Movie, music help couple connect through dementia's cloud
Posted October 28, 2013
When his wife's memory started to fade, Reuben Ewert, of Durham, fought back.
"I attacked it this way. I attacked it by researching it," he said.
Reuben was determined to live up to his vow of "til death do us part." He and Evelyn grew up together and married in 1955.
"We've known each other since there was an each other," he said.
They spent most of their lives as traveling evangelists.
But as they aged, it became clear that Evelyn was having memory problems. "She forgot responsibilities that she had," he said.
Until one day, she wandered off, and he realized just how bad her problem had become. "I remember that night she leaned on the counter, and she just sobbed for a half hour," he said.
Evelyn now lives at a Durham County nursing home where Reuben spends most of his time caring for his wife and trying different tacks to beat her Alzheimer's disease.
His research led him to a documentary, "Alive Inside," and the story of a man named Henry. When introduced to music the formerly introverted Henry became alert and coherent.
"Alive Inside" documents the effects of the Music & Memory program. Caregivers are trained to use iPods to treat patients with dementia. Personalized playlists of musical favorites have been shown to tap into the memories of some people, helping them with communication and socialization.
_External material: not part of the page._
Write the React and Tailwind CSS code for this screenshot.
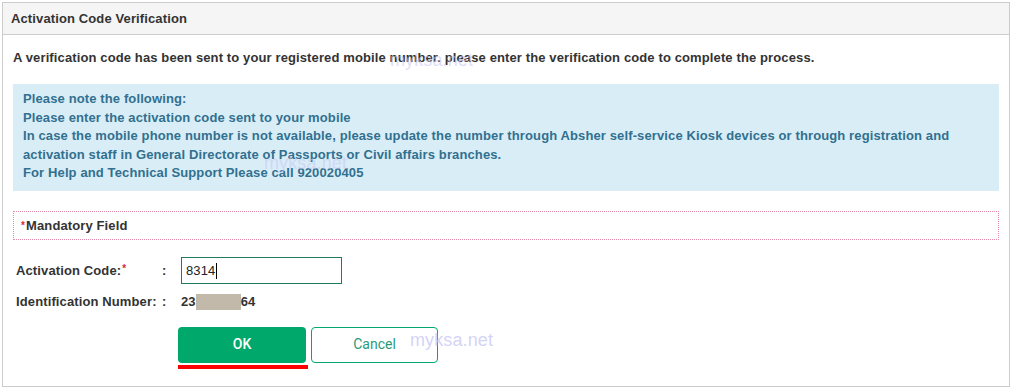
export default function App() {
  return (
    <div className="relative h-[388px] w-[1011px] bg-white pl-[2px] pt-[2px] font-['Liberation_Sans',Arial,sans-serif] text-[13px] tracking-[0.12px] text-[#333]">
      <div className="h-[385px] w-[1008px] border border-[#cccccc]">
        <div className="flex h-[32px] items-center border-b border-[#cccccc] bg-[#f5f5f5] px-[8px] font-bold">
          Activation Code Verification
        </div>

        <div className="px-[10px] pt-[15px]">
          <p className="leading-[16px] font-bold">
            A verification code has been sent to your registered mobile number. please enter the verification code to complete the process.
          </p>

          <div className="mt-[18px] h-[107px] bg-[#d9edf7] pl-[10px] pr-[20px] pt-[6px] font-bold leading-[18.6px] text-[#31708f]">
            <div>Please note the following:</div>
            <div>Please enter the activation code sent to your mobile</div>
            <div>
              In case the mobile phone number is not available, please update the number through Absher self-service Kiosk devices or through registration and activation staff in General Directorate of Passports or Civil affairs branches.
            </div>
            <div>For Help and Technical Support Please call 920020405</div>
          </div>

          <div className="mt-[20px] flex h-[29px] items-center border border-dotted border-[#e48aad] pl-[7px] font-bold">
            <span className="mr-[1px] self-start pt-[6px] text-[10px] text-[#e0263c]">*</span>
            Mandatory Field
          </div>

          <div className="mt-[17px] grid grid-cols-[146px_19px_1fr] items-center gap-y-[8px] pl-[3px] font-bold">
            <div>
              Activation Code:<span className="ml-[1px] align-top text-[10px] text-[#e0263c]">*</span>
            </div>
            <div>:</div>
            <div className="flex h-[27px] w-[161px] items-center border border-[#217a5b] pl-[4px] font-normal text-[#222]">
              8314
              <span className="ml-[1px] h-[16px] w-px bg-black" />
            </div>

            <div>Identification Number:</div>
            <div>:</div>
            <div className="flex items-center">
              23
              <span className="h-[16px] w-[45px] bg-[#c2b9aa]" />
              64
            </div>
          </div>

          <div className="mt-[15px] flex gap-[3px] pl-[165px]">
            <div className="flex flex-col">
              <button className="h-[36px] w-[128px] rounded-[4px] bg-[#00a96b] font-['Roboto',sans-serif] text-[14px] font-medium tracking-normal text-white">
                OK
              </button>
              <span className="mt-[2px] h-[4px] w-[130px] bg-[#ff0000]" />
            </div>
            <button className="h-[36px] w-[127px] rounded-[4px] border border-[#00a96b] font-['Roboto',sans-serif] text-[14px] tracking-normal text-[#2b9a7b]">
              Cancel
            </button>
          </div>
        </div>
      </div>

      <span className="absolute left-[390px] top-[47px] font-['Liberation_Sans',sans-serif] text-[18px] text-[#c8c8f5]/60">myksa.net</span>
      <span className="absolute left-[264px] top-[150px] font-['Liberation_Sans',sans-serif] text-[18px] text-[#c8c8f5]/60">myksa.net</span>
      <span className="absolute left-[410px] top-[327px] font-['Liberation_Sans',sans-serif] text-[18px] text-[#c8c8f5]/80">myksa.net</span>
    </div>
  );
}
Evelyn has started using the program. Before she was aggressive and was unable to form coherent thoughts.
Now, social worker Joe Winston said, she's been able to go off the prescription anti-psychotics she was taking, and she is able to answer questions from Reuben.
A rough version of "Alive Inside" will be screened in Durham Tuesday, at Croasdaile Village, 2600 Croasdaile Farm Parkway, at 9:30 a.m. and 1:30 p.m., and at 5 p.m. at Duke Regional Hospital, 3643 N. Roxboro Road.
The screenings are free, but due to limited seating, organizers ask that people register via email to Melanie Moog at firstname.lastname@example.org. Those who would like to volunteer to help with Music & Memory can also email Moog.
Music In My Mind Partnership in Durham is organizing the screenings, and they will accept iPod donations at each event.